**RAW DATA:**
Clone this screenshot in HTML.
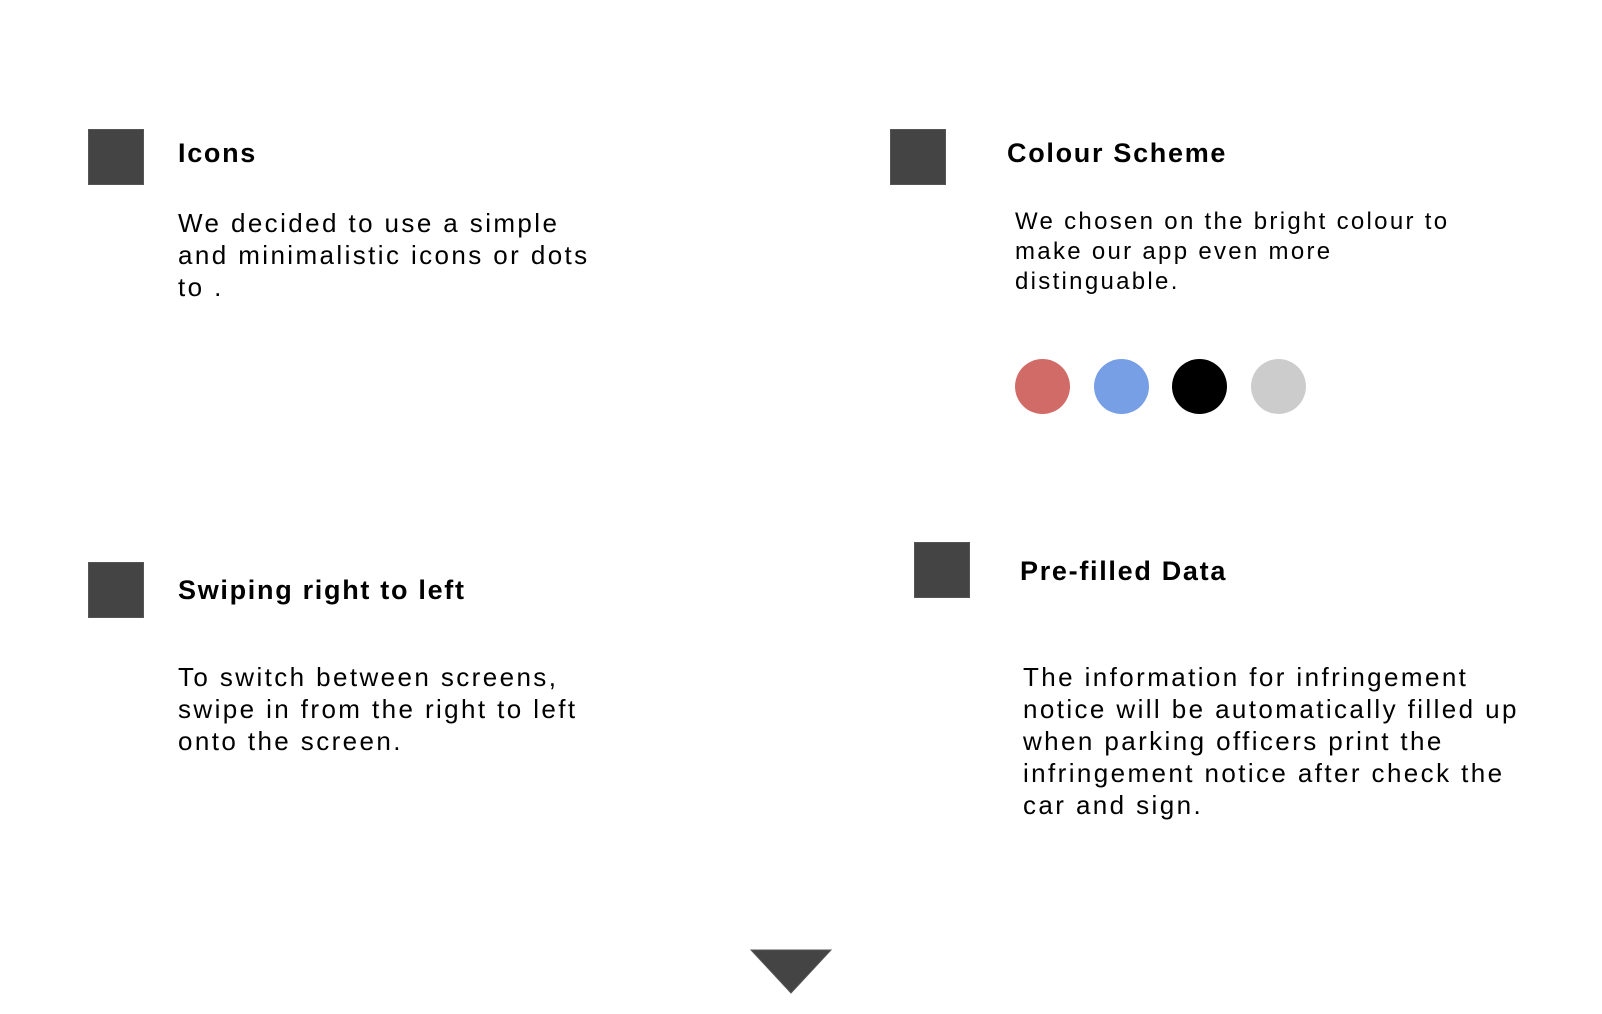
<!DOCTYPE html>
<html><head><meta charset="utf-8"><style>
html,body{margin:0;padding:0;background:#fff;}
body{width:1602px;height:1014px;position:relative;overflow:hidden;font-family:"Liberation Sans",sans-serif;color:#000;}
.sq{position:absolute;width:54px;height:54px;background:#444;border:1px solid #555;}
.h{position:absolute;font-weight:bold;font-size:27px;line-height:32px;white-space:nowrap;letter-spacing:1.7px;}
.t{position:absolute;font-size:26px;line-height:32px;white-space:nowrap;letter-spacing:2.4px;}
.c{position:absolute;width:55px;height:55px;border-radius:50%;top:359px;}
</style></head><body>
<div class="sq" style="left:88px;top:129px"></div>
<div class="h" style="left:178px;top:137px">Icons</div>
<div class="t" style="left:178px;top:207px">We decided to use a simple<br>and minimalistic icons or dots<br>to .</div>

<div class="sq" style="left:890px;top:129px"></div>
<div class="h" style="left:1007px;top:137px">Colour Scheme</div>
<div class="t" style="left:1015px;top:207px;font-size:24px;line-height:30px;letter-spacing:2.3px">We chosen on the bright colour to<br>make our app even more<br>distinguable.</div>
<div class="c" style="left:1015px;background:#d16b67"></div>
<div class="c" style="left:1094px;background:#779fe5"></div>
<div class="c" style="left:1172px;background:#000"></div>
<div class="c" style="left:1251px;background:#cccccc"></div>

<div class="sq" style="left:88px;top:562px"></div>
<div class="h" style="left:178px;top:574px">Swiping right to left</div>
<div class="t" style="left:178px;top:661px">To switch between screens,<br>swipe in from the right to left<br>onto the screen.</div>

<div class="sq" style="left:914px;top:542px"></div>
<div class="h" style="left:1020px;top:555px">Pre-filled Data</div>
<div class="t" style="left:1023px;top:661px">The information for infringement<br>notice will be automatically filled up<br>when parking officers print the<br>infringement notice after check the<br>car and sign.</div>

<svg style="position:absolute;left:750px;top:949px" width="82" height="46"><polygon points="1,1 81,1 41,44" fill="#444" stroke="#555" stroke-width="1"/></svg>
</body></html>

**PROBLEM TO WORK ON:**
Extract the full listing above verbatim; pictures are to be left out of the copy.

**RESULT FOR THIS TASK:**
Clone this screenshot in HTML.
<!DOCTYPE html>
<html><head><meta charset="utf-8"><style>
html,body{margin:0;padding:0;background:#fff;}
body{width:1602px;height:1014px;position:relative;overflow:hidden;font-family:"Liberation Sans",sans-serif;color:#000;}
.sq{position:absolute;width:54px;height:54px;background:#444;border:1px solid #555;}
.h{position:absolute;font-weight:bold;font-size:27px;line-height:32px;white-space:nowrap;letter-spacing:1.7px;}
.t{position:absolute;font-size:26px;line-height:32px;white-space:nowrap;letter-spacing:2.4px;}
.c{position:absolute;width:55px;height:55px;border-radius:50%;top:359px;}
</style></head><body>
<div class="sq" style="left:88px;top:129px"></div>
<div class="h" style="left:178px;top:137px">Icons</div>
<div class="t" style="left:178px;top:207px">We decided to use a simple<br>and minimalistic icons or dots<br>to .</div>

<div class="sq" style="left:890px;top:129px"></div>
<div class="h" style="left:1007px;top:137px">Colour Scheme</div>
<div class="t" style="left:1015px;top:207px;font-size:24px;line-height:30px;letter-spacing:2.3px">We chosen on the bright colour to<br>make our app even more<br>distinguable.</div>
<div class="c" style="left:1015px;background:#d16b67"></div>
<div class="c" style="left:1094px;background:#779fe5"></div>
<div class="c" style="left:1172px;background:#000"></div>
<div class="c" style="left:1251px;background:#cccccc"></div>

<div class="sq" style="left:88px;top:562px"></div>
<div class="h" style="left:178px;top:574px">Swiping right to left</div>
<div class="t" style="left:178px;top:661px">To switch between screens,<br>swipe in from the right to left<br>onto the screen.</div>

<div class="sq" style="left:914px;top:542px"></div>
<div class="h" style="left:1020px;top:555px">Pre-filled Data</div>
<div class="t" style="left:1023px;top:661px">The information for infringement<br>notice will be automatically filled up<br>when parking officers print the<br>infringement notice after check the<br>car and sign.</div>

<svg style="position:absolute;left:750px;top:949px" width="82" height="46"><polygon points="1,1 81,1 41,44" fill="#444" stroke="#555" stroke-width="1"/></svg>
</body></html>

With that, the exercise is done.